**DIRECTIONS**
Reproduce all the material exactly, minus any pictures it holds.

Interface markup and scripts
** start **
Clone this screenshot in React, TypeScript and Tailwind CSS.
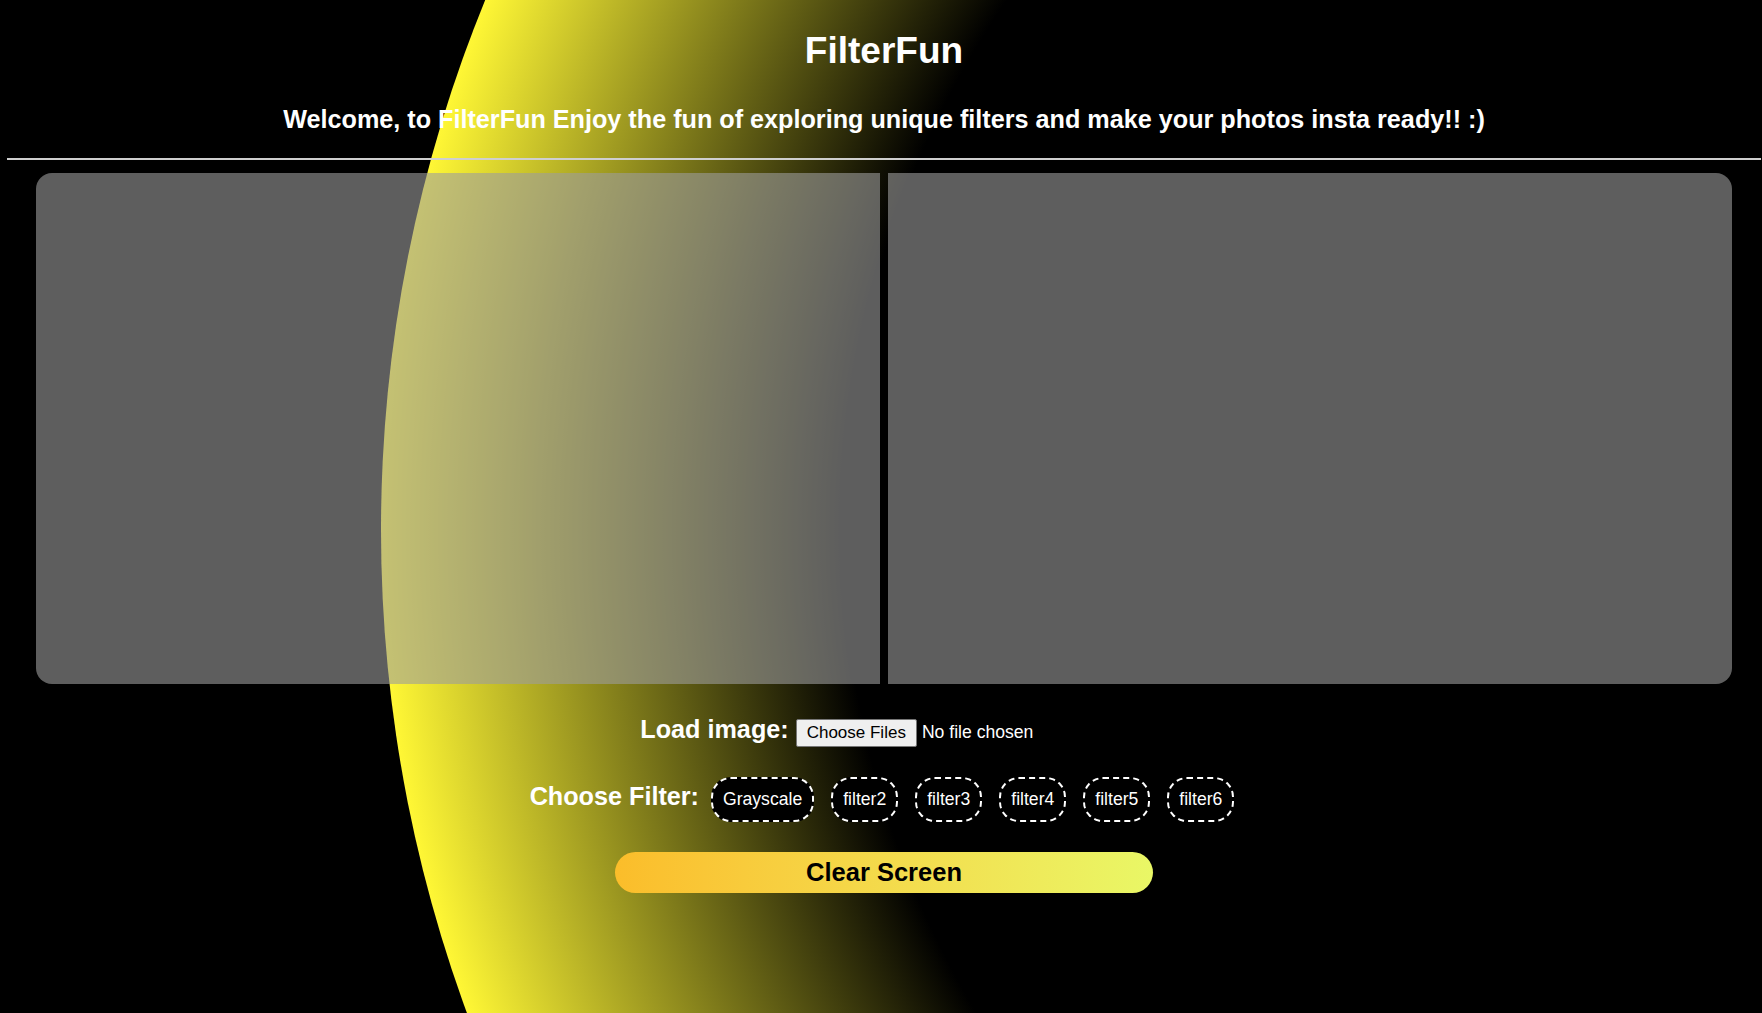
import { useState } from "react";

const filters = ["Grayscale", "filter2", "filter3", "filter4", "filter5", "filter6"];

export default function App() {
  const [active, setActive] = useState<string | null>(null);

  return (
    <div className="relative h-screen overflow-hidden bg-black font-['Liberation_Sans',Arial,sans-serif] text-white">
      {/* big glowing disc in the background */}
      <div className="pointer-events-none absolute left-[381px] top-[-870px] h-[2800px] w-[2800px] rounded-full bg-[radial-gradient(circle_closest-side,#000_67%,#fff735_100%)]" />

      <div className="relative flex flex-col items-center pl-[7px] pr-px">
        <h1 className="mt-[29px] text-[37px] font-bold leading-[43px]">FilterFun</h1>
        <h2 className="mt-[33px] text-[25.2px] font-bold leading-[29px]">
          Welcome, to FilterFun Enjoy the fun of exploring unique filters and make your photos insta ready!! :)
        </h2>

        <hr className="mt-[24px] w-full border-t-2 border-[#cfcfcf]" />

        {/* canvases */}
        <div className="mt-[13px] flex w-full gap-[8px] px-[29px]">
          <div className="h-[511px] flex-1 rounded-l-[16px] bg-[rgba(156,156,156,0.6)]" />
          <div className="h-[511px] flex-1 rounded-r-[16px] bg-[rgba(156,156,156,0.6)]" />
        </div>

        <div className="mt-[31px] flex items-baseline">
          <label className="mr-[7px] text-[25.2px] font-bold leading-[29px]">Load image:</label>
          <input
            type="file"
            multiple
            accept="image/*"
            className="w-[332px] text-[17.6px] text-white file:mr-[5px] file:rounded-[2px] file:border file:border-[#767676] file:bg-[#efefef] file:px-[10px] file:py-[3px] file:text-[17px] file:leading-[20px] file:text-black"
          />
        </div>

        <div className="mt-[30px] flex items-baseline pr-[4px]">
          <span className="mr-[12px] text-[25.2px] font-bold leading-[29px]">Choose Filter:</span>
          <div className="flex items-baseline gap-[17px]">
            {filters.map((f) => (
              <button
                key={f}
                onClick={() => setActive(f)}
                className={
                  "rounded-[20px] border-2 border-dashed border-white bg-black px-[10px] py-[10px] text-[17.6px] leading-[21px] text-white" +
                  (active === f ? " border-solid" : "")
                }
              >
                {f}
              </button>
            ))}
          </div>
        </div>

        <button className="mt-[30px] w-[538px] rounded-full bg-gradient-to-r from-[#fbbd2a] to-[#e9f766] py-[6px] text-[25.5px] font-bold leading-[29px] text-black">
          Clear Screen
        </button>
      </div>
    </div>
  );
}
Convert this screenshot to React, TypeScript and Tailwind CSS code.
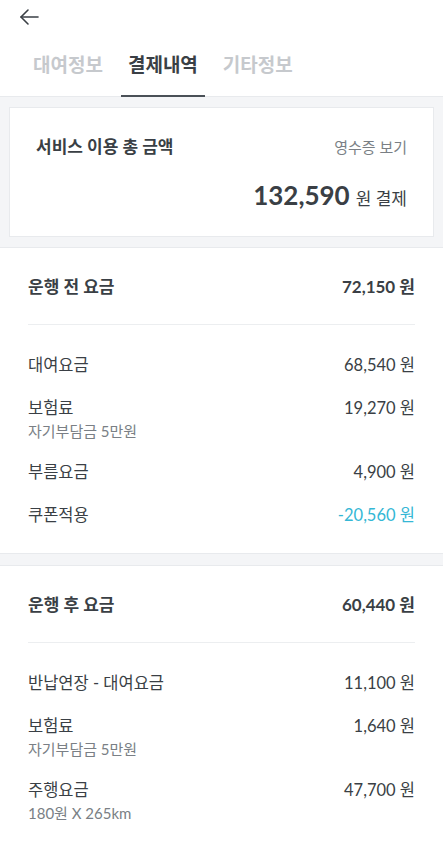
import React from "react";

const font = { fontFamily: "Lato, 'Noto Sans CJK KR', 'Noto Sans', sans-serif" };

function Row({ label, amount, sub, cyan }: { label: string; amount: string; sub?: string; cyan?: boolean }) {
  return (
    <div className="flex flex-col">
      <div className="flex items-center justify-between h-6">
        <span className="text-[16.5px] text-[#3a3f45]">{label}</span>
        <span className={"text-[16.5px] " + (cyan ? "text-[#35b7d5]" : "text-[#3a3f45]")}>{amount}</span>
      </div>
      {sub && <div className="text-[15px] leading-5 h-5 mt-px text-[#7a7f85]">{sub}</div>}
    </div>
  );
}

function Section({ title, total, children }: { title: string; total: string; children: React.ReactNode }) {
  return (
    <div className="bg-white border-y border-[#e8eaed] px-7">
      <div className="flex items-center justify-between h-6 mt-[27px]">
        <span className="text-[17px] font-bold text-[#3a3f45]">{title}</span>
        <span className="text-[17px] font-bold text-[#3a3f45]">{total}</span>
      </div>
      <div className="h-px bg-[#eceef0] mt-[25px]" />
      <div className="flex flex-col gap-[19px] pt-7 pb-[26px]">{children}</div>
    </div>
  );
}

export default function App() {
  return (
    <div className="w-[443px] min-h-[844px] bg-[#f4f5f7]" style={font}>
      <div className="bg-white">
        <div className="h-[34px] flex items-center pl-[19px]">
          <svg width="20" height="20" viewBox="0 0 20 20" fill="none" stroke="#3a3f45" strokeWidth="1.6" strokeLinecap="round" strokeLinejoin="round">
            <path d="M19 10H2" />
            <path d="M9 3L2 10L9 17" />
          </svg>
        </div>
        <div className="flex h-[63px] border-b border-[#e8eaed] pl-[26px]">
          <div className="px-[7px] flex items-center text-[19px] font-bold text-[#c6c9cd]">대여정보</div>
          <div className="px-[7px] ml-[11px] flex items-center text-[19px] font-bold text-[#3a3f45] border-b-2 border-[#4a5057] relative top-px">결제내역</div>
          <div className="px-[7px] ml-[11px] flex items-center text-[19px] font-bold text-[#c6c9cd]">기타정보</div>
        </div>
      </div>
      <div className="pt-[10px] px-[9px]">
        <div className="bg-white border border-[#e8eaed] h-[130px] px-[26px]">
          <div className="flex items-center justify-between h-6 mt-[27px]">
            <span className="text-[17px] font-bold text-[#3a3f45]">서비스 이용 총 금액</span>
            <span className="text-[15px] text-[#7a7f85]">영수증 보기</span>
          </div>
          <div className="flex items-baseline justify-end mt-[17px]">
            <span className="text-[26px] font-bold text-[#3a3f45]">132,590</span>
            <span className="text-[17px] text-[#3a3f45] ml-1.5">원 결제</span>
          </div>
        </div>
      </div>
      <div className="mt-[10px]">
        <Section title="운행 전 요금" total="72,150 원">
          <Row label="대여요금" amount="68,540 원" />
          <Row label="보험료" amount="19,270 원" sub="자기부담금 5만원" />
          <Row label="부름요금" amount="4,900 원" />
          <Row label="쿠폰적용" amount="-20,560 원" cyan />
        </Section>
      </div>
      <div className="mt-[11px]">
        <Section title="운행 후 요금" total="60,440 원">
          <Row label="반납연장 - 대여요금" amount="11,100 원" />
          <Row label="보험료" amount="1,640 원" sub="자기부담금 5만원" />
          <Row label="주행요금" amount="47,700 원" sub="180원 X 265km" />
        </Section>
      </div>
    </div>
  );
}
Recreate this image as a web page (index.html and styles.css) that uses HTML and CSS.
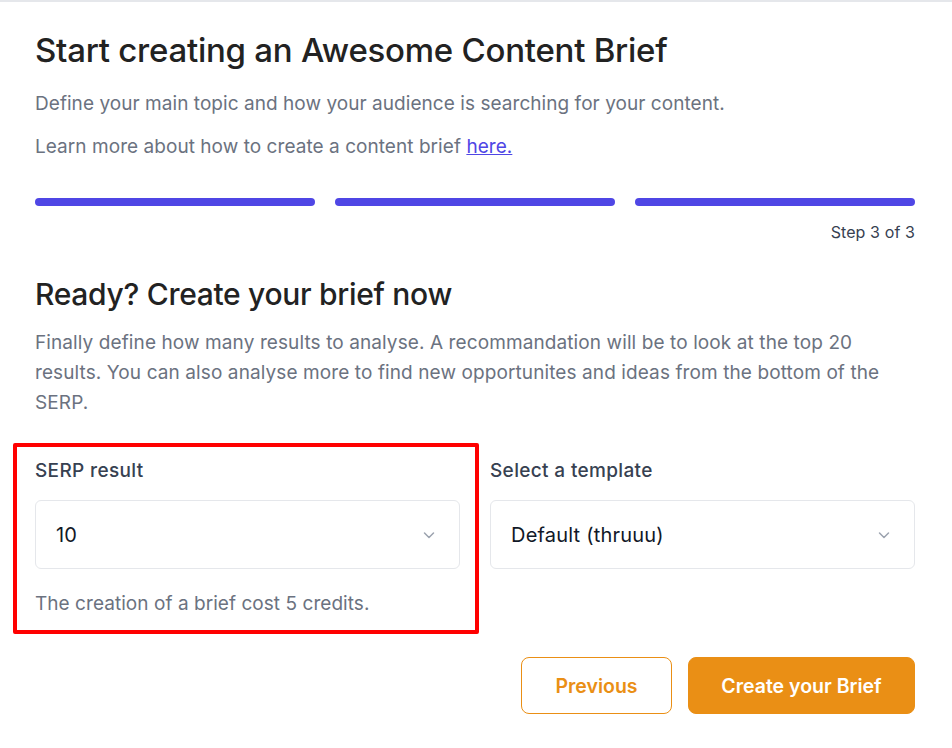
** end **
**SOLUTION BELOW**
Clone this screenshot in React, TypeScript and Tailwind CSS.
import { useState } from "react";

const filters = ["Grayscale", "filter2", "filter3", "filter4", "filter5", "filter6"];

export default function App() {
  const [active, setActive] = useState<string | null>(null);

  return (
    <div className="relative h-screen overflow-hidden bg-black font-['Liberation_Sans',Arial,sans-serif] text-white">
      {/* big glowing disc in the background */}
      <div className="pointer-events-none absolute left-[381px] top-[-870px] h-[2800px] w-[2800px] rounded-full bg-[radial-gradient(circle_closest-side,#000_67%,#fff735_100%)]" />

      <div className="relative flex flex-col items-center pl-[7px] pr-px">
        <h1 className="mt-[29px] text-[37px] font-bold leading-[43px]">FilterFun</h1>
        <h2 className="mt-[33px] text-[25.2px] font-bold leading-[29px]">
          Welcome, to FilterFun Enjoy the fun of exploring unique filters and make your photos insta ready!! :)
        </h2>

        <hr className="mt-[24px] w-full border-t-2 border-[#cfcfcf]" />

        {/* canvases */}
        <div className="mt-[13px] flex w-full gap-[8px] px-[29px]">
          <div className="h-[511px] flex-1 rounded-l-[16px] bg-[rgba(156,156,156,0.6)]" />
          <div className="h-[511px] flex-1 rounded-r-[16px] bg-[rgba(156,156,156,0.6)]" />
        </div>

        <div className="mt-[31px] flex items-baseline">
          <label className="mr-[7px] text-[25.2px] font-bold leading-[29px]">Load image:</label>
          <input
            type="file"
            multiple
            accept="image/*"
            className="w-[332px] text-[17.6px] text-white file:mr-[5px] file:rounded-[2px] file:border file:border-[#767676] file:bg-[#efefef] file:px-[10px] file:py-[3px] file:text-[17px] file:leading-[20px] file:text-black"
          />
        </div>

        <div className="mt-[30px] flex items-baseline pr-[4px]">
          <span className="mr-[12px] text-[25.2px] font-bold leading-[29px]">Choose Filter:</span>
          <div className="flex items-baseline gap-[17px]">
            {filters.map((f) => (
              <button
                key={f}
                onClick={() => setActive(f)}
                className={
                  "rounded-[20px] border-2 border-dashed border-white bg-black px-[10px] py-[10px] text-[17.6px] leading-[21px] text-white" +
                  (active === f ? " border-solid" : "")
                }
              >
                {f}
              </button>
            ))}
          </div>
        </div>

        <button className="mt-[30px] w-[538px] rounded-full bg-gradient-to-r from-[#fbbd2a] to-[#e9f766] py-[6px] text-[25.5px] font-bold leading-[29px] text-black">
          Clear Screen
        </button>
      </div>
    </div>
  );
}
Convert this screenshot to React, TypeScript and Tailwind CSS code.
import React from "react";

const font = { fontFamily: "Lato, 'Noto Sans CJK KR', 'Noto Sans', sans-serif" };

function Row({ label, amount, sub, cyan }: { label: string; amount: string; sub?: string; cyan?: boolean }) {
  return (
    <div className="flex flex-col">
      <div className="flex items-center justify-between h-6">
        <span className="text-[16.5px] text-[#3a3f45]">{label}</span>
        <span className={"text-[16.5px] " + (cyan ? "text-[#35b7d5]" : "text-[#3a3f45]")}>{amount}</span>
      </div>
      {sub && <div className="text-[15px] leading-5 h-5 mt-px text-[#7a7f85]">{sub}</div>}
    </div>
  );
}

function Section({ title, total, children }: { title: string; total: string; children: React.ReactNode }) {
  return (
    <div className="bg-white border-y border-[#e8eaed] px-7">
      <div className="flex items-center justify-between h-6 mt-[27px]">
        <span className="text-[17px] font-bold text-[#3a3f45]">{title}</span>
        <span className="text-[17px] font-bold text-[#3a3f45]">{total}</span>
      </div>
      <div className="h-px bg-[#eceef0] mt-[25px]" />
      <div className="flex flex-col gap-[19px] pt-7 pb-[26px]">{children}</div>
    </div>
  );
}

export default function App() {
  return (
    <div className="w-[443px] min-h-[844px] bg-[#f4f5f7]" style={font}>
      <div className="bg-white">
        <div className="h-[34px] flex items-center pl-[19px]">
          <svg width="20" height="20" viewBox="0 0 20 20" fill="none" stroke="#3a3f45" strokeWidth="1.6" strokeLinecap="round" strokeLinejoin="round">
            <path d="M19 10H2" />
            <path d="M9 3L2 10L9 17" />
          </svg>
        </div>
        <div className="flex h-[63px] border-b border-[#e8eaed] pl-[26px]">
          <div className="px-[7px] flex items-center text-[19px] font-bold text-[#c6c9cd]">대여정보</div>
          <div className="px-[7px] ml-[11px] flex items-center text-[19px] font-bold text-[#3a3f45] border-b-2 border-[#4a5057] relative top-px">결제내역</div>
          <div className="px-[7px] ml-[11px] flex items-center text-[19px] font-bold text-[#c6c9cd]">기타정보</div>
        </div>
      </div>
      <div className="pt-[10px] px-[9px]">
        <div className="bg-white border border-[#e8eaed] h-[130px] px-[26px]">
          <div className="flex items-center justify-between h-6 mt-[27px]">
            <span className="text-[17px] font-bold text-[#3a3f45]">서비스 이용 총 금액</span>
            <span className="text-[15px] text-[#7a7f85]">영수증 보기</span>
          </div>
          <div className="flex items-baseline justify-end mt-[17px]">
            <span className="text-[26px] font-bold text-[#3a3f45]">132,590</span>
            <span className="text-[17px] text-[#3a3f45] ml-1.5">원 결제</span>
          </div>
        </div>
      </div>
      <div className="mt-[10px]">
        <Section title="운행 전 요금" total="72,150 원">
          <Row label="대여요금" amount="68,540 원" />
          <Row label="보험료" amount="19,270 원" sub="자기부담금 5만원" />
          <Row label="부름요금" amount="4,900 원" />
          <Row label="쿠폰적용" amount="-20,560 원" cyan />
        </Section>
      </div>
      <div className="mt-[11px]">
        <Section title="운행 후 요금" total="60,440 원">
          <Row label="반납연장 - 대여요금" amount="11,100 원" />
          <Row label="보험료" amount="1,640 원" sub="자기부담금 5만원" />
          <Row label="주행요금" amount="47,700 원" sub="180원 X 265km" />
        </Section>
      </div>
    </div>
  );
}
Recreate this image as a web page (index.html and styles.css) that uses HTML and CSS.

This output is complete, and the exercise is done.